Con la tierra en el estómago

"En esa época todos los peluqueros trabajaban en el centro. Yo entré a una galería cerca de la Plaza de Armas. De esas que hay que colocarse en la puerta para arrear a los clientes. Estuve dos o tres meses, pero quería más. Me dieron un cupo como asistente de peluquero en Providencia, pero me retiré el día en que nos cortaron la luz", cuenta.

"El Topsy fue donde eché raíces", una peluquería que se hallaba frente al Almac de Vitacura. "Me sentí acogido por las dueñas, Eliana Solís de Ovando y Raquel Merino, y me quedé dieciséis años. En 1989, fui a estudiar a Alemania, pensaba quedarme allá, pero mi mamá me hizo volver con sus cartas. A veces me arrepiento, otras no. Estuve tres meses en el extranjero, estudié algo de alemán y técnicas de peluquería. Desde entonces viajo todos los años para aprender las nuevas tendencias. Para mí, Lluis Llongueras —peluquero de Barcelona— es el mejor porque es el más transgresor en cuanto a creatividad y estilos".

—¿Qué implicó independizarte?

—Fue terrible separarme del Topsy, pero en dieciséis años nunca cambiaron el lavapelos y yo que siempre estoy pendiente de los utensilios, de la higiene.

—¿Te fuiste por el lavapelos o porque no te hicieron socio?

—Me fui por el lavapelos. No estaba en mis libros que me hicieran socio. Cuando Eduardo Márquez me ofreció un espacio en su peluquería, le pedí la opinión a Mary Rose McGill porque yo no sabía si independizarme de inmediato o irme con más cuidado. Ella me aconsejó que probara donde Eduardo y si me iba bien, me embarcara con una peluquería. Evita Gálvez, que fue por muchos años mi asistente, me acompañó. Cumplidos los dos años que me di de plazo, arrendé esta casa gracias al aval de Mary Rose. Durante los primeros tres años trabajamos con Joaquín Aguilar, que ha sido mi gran amigo, de corrido; martes a sábado se atendía a nuestros clientes, y los domingos y lunes los dedicábamos a los arreglos. En esa época, yo no caminaba sobre la tierra, lo que sentía era que la tierra estaba dentro de mi estómago, así de grande era mi agobio. Quizás por ego, siempre pensé que cuando consiguiera estar donde estoy iba a ser reconocido donde yo fuera, pero nunca más salí ni me mostré —se ríe—. Ha sido una responsabilidad diaria y me dedico cien por ciento a ella.

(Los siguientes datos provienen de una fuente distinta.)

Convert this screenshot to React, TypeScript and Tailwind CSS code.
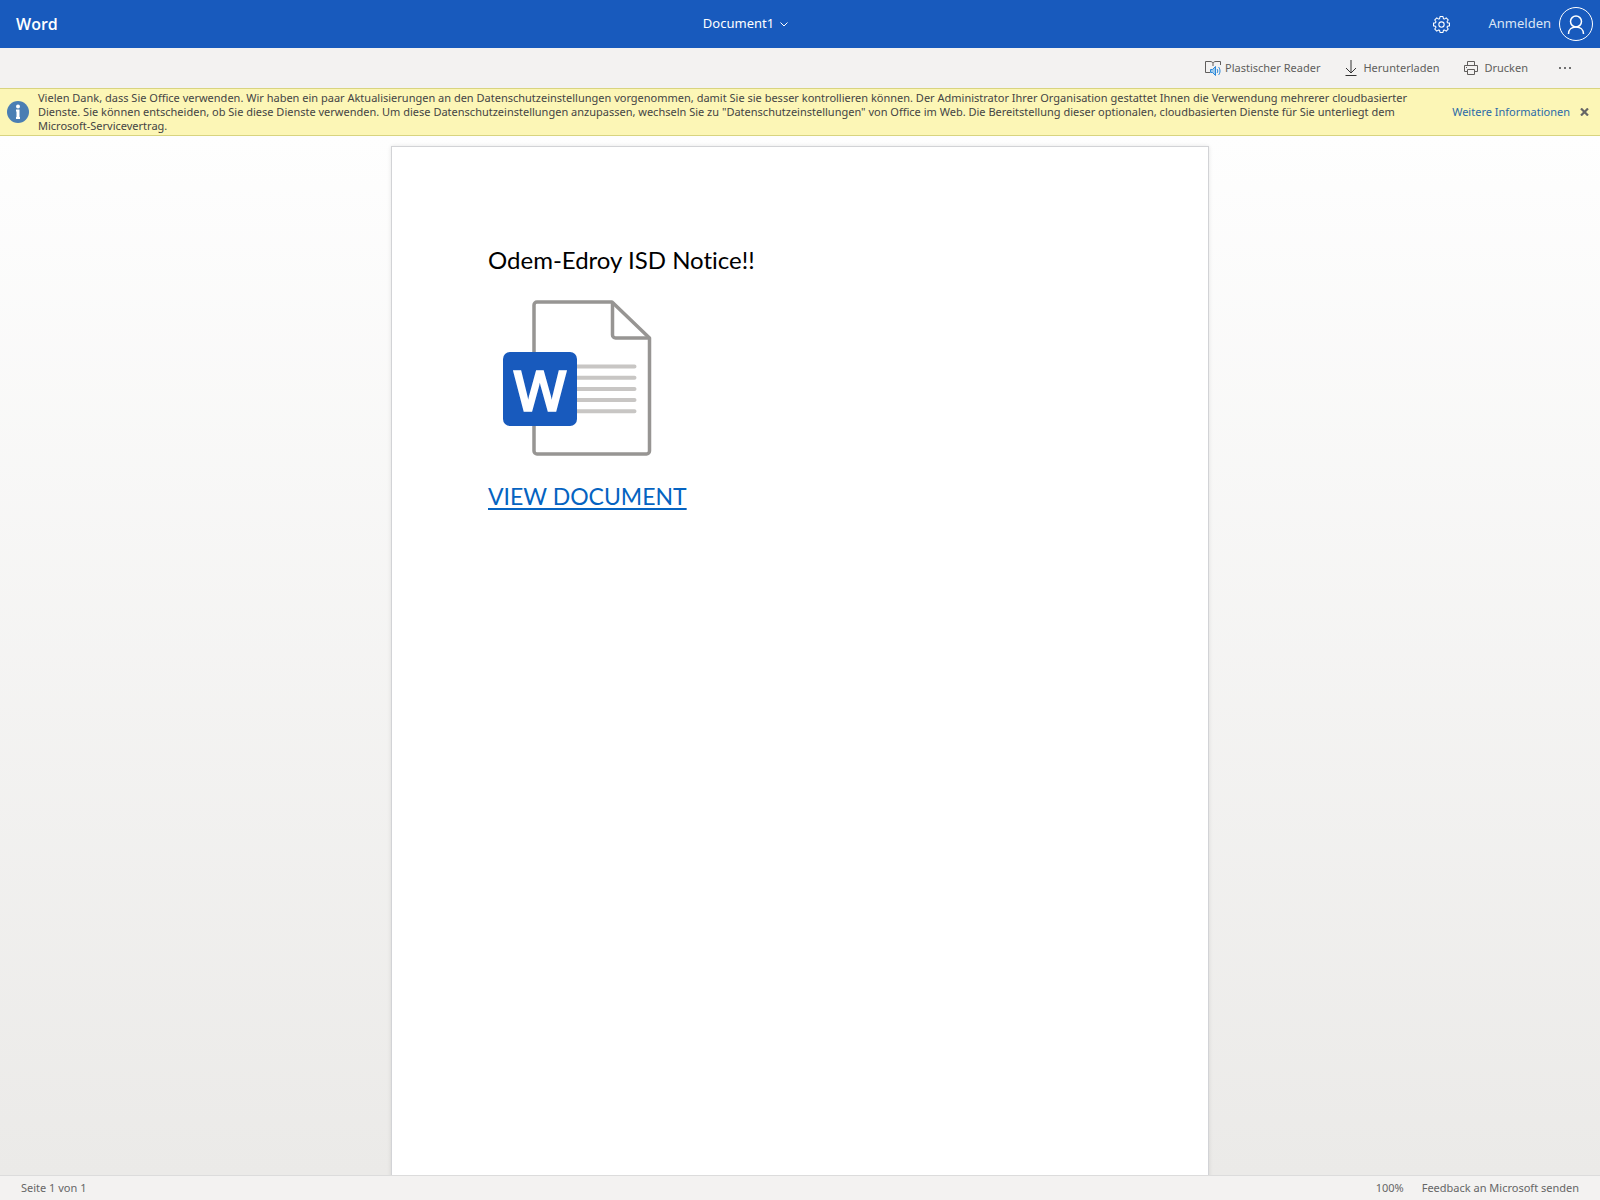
import type { SVGProps } from "react";

const BANNER_LINES = [
  "Vielen Dank, dass Sie Office verwenden. Wir haben ein paar Aktualisierungen an den Datenschutzeinstellungen vorgenommen, damit Sie sie besser kontrollieren können. Der Administrator Ihrer Organisation gestattet Ihnen die Verwendung mehrerer cloudbasierter",
  "Dienste. Sie können entscheiden, ob Sie diese Dienste verwenden. Um diese Datenschutzeinstellungen anzupassen, wechseln Sie zu \"Datenschutzeinstellungen\" von Office im Web. Die Bereitstellung dieser optionalen, cloudbasierten Dienste für Sie unterliegt dem",
  "Microsoft-Servicevertrag.",
];

function Icon(props: SVGProps<SVGSVGElement>) {
  return <svg fill="none" stroke="currentColor" aria-hidden="true" {...props} />;
}

function GearIcon() {
  return (
    <Icon viewBox="0 0 16 16" className="size-[17px]" strokeLinejoin="round">
      <path d="M6.6.5h2.8l.4 2 .9.4 1.7-1.1 1.9 1.9-1.1 1.7.4.9 1.9.4v2.6l-1.9.4-.4.9 1.1 1.7-1.9 1.9-1.7-1.1-.9.4-.4 2H6.6l-.4-2-.9-.4-1.7 1.1-1.9-1.9 1.1-1.7-.4-.9-1.9-.4V6.7l1.9-.4.4-.9-1.1-1.7 1.9-1.9 1.7 1.1.9-.4z" />
      <circle cx="8" cy="8" r="2.5" />
    </Icon>
  );
}

function ReaderIcon() {
  return (
    <Icon viewBox="0 0 16 16" className="size-4">
      <path d="M5 12.5H.5v-11h4.5c1.500 0 2.500.5 3 1.500.5-1 1.500-1.500 3-1.500h4.500V5M8 3v3" />
      <path d="M5.500 9.500h2l3-3v9l-3-3h-2z" fill="#9cc9ec" stroke="#2b88d8" />
      <path d="M12 9c1 1 1 3 0 4M13.500 7c2 2 2 6 0 8" stroke="#2b88d8" />
    </Icon>
  );
}

function DownloadIcon() {
  return (
    <Icon viewBox="0 0 12 16" className="h-4 w-3 text-[#333]">
      <path d="M6 0v13M1 8l5 5 5-5M.5 15.5h11" />
    </Icon>
  );
}

function PrinterIcon() {
  return (
    <Icon viewBox="0 0 14 14" className="size-3.5">
      <path d="M3.5 4.5v-4h7v4M3.5 10.5h-3v-6h13v6h-3M3.5 8.5h7v5h-7zM2 6.5h1" />
    </Icon>
  );
}

function WordFileIcon() {
  return (
    <svg viewBox="0 0 150 158" className="ml-[14px] h-[158px] w-[150px]" role="img" aria-label="Word">
      <g fill="none" stroke="#979593" strokeWidth="3.5" strokeLinejoin="round">
        <path d="M35 2h75l37.500 36v113a3 3 0 0 1-3 3H35a3 3 0 0 1-3-3V5a3 3 0 0 1 3-3z" />
        <path d="M110.500 2v33a3 3 0 0 0 3 3h34" />
      </g>
      <path
        d="M60 66.500h72.500M60 77.700h72.500M60 88.900h72.500M60 100h72.500M60 111.200h72.500"
        stroke="#c8c6c4"
        strokeWidth="4"
        strokeLinecap="round"
      />
      <rect x="1" y="52" width="74" height="74" rx="7" fill="#185abd" />
      <text
        x="38"
        y="111"
        textAnchor="middle"
        fill="#fff"
        stroke="#fff"
        strokeWidth="1.5"
        fontSize="56"
        fontWeight="600"
        className="font-['Open_Sans',sans-serif]"
      >
        W
      </text>
    </svg>
  );
}

function Header() {
  return (
    <header className="flex h-12 shrink-0 items-center bg-[#185abd] pr-[7px] pl-4 text-[13px] text-white">
      <span className="flex-1 font-['Open_Sans',sans-serif] text-base font-semibold">Word</span>
      <button type="button" className="mr-[118px] flex items-center gap-1.5">
        Document1
        <Icon viewBox="0 0 8 5" className="h-[5px] w-2">
          <path d="m.5.5 3.5 3.5L7.5.5" />
        </Icon>
      </button>
      <div className="flex flex-1 items-center justify-end">
        <button type="button" aria-label="Einstellungen" className="mr-[38px]">
          <GearIcon />
        </button>
        <button type="button" className="flex items-center gap-2 text-[#dce6f5]">
          Anmelden
          <Icon viewBox="0 0 34 34" className="size-[34px] text-white">
            <circle cx="17" cy="17" r="16.5" />
            <circle cx="17" cy="14.5" r="5.5" strokeWidth="1.5" />
            <path d="M9.5 27c0-4.500 3.300-7 7.500-7s7.500 2.500 7.500 7" strokeWidth="1.5" />
          </Icon>
        </button>
      </div>
    </header>
  );
}

function Toolbar() {
  return (
    <div className="flex h-10 shrink-0 items-center justify-end bg-[#f3f2f1] pr-7 text-[11px] text-[#605e5c]">
      <button type="button" className="mr-[25px] flex items-center gap-1">
        <ReaderIcon />
        Plastischer Reader
      </button>
      <button type="button" className="mr-[25px] flex items-center gap-1.5">
        <DownloadIcon />
        Herunterladen
      </button>
      <button type="button" className="mr-[30px] flex items-center gap-1.5">
        <PrinterIcon />
        Drucken
      </button>
      <button type="button" aria-label="Weitere Optionen">
        <svg viewBox="0 0 14 4" className="h-1 w-3.5" fill="#444" aria-hidden="true">
          <circle cx="2" cy="2" r="1" />
          <circle cx="7" cy="2" r="1" />
          <circle cx="12" cy="2" r="1" />
        </svg>
      </button>
    </div>
  );
}

function PrivacyBanner() {
  return (
    <div
      role="status"
      className="flex shrink-0 items-center border-y border-[#d8d480] bg-[#fcf6b6] py-0.5 pr-[11px] pl-[7px] text-[11px] text-[#444]"
    >
      <svg viewBox="0 0 22 22" className="mr-[9px] size-[22px] shrink-0" aria-hidden="true">
        <circle cx="11" cy="11" r="11" fill="#4a7eb3" />
        <circle cx="11" cy="5.5" r="2" fill="#fff" />
        <path d="M9 8.5h3.5V16H13v2H9v-2h.5v-5.5H9z" fill="#fff" />
      </svg>
      <p className="flex-1 leading-[14px] whitespace-nowrap">
        {BANNER_LINES.map((line) => (
          <span key={line} className="block">
            {line}
          </span>
        ))}
      </p>
      <a href="#datenschutz" className="whitespace-nowrap text-[#2b6aa8]">
        Weitere Informationen
      </a>
      <button type="button" aria-label="Schließen" className="ml-2.5">
        <Icon viewBox="0 0 9 8" className="h-2 w-[9px] text-[#666]" strokeWidth="2.2">
          <path d="m1 .5 7 7M8 .5l-7 7" />
        </Icon>
      </button>
    </div>
  );
}

export default function App() {
  return (
    <div className="flex h-screen flex-col overflow-hidden font-['Noto_Sans','Open_Sans',sans-serif]">
      <Header />
      <Toolbar />
      <PrivacyBanner />
      <main className="flex min-h-0 flex-1 justify-center overflow-hidden bg-linear-to-b from-[#fefefe] to-[#ebeae8] pt-[10px]">
        <article className="h-[1058px] w-[818px] border border-[#d2d3d6] bg-white px-24 pt-[95px] font-['Lato',sans-serif] shadow-[0_0_4px_rgba(0,0,0,0.1)]">
          <h1 className="mb-[22px] text-2xl leading-9 text-black [font-variant-ligatures:none]">
            Odem-Edroy ISD Notice!!
          </h1>
          <WordFileIcon />
          <a
            href="#dokument"
            className="mt-5 inline-block text-[23px] leading-9 text-[#0563c1] underline decoration-2 underline-offset-3"
          >
            VIEW DOCUMENT
          </a>
        </article>
      </main>
      <footer className="flex h-[25px] shrink-0 items-center border-t border-[#dcdcdc] bg-[#f3f2f1] px-[21px] text-[11px] text-[#666]">
        <span className="flex-1">Seite 1 von 1</span>
        <button type="button" className="mr-[18px]">100%</button>
        <button type="button">Feedback an Microsoft senden</button>
      </footer>
    </div>
  );
}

—¿Quiénes son tus clientes?

—No puedo hablar de ellos. No estaría bien que lo hiciera.

No importa quién sea, cualquiera que ingresa a esta peluquería es saludado por Nelson desde el fondo de la sala, donde se haya su centro de operaciones. La gran mayoría se acerca a él, le cuenta a qué viene y espera su turno.

"¿Cuánto le dedico a una novia? Depende de la novia, del peinado, le doy el tiempo que necesita para decir ‘sí, acepto'. Un corte de pelo me toma una hora". Piensa por un momento y agrega: "La peluquería no tiene grandes secretos. Lo que uno tiene que cuidar es ser siempre un buen servidor, y eso incluye que el equipo sepa navegar en este barco. La palabra servir me encanta".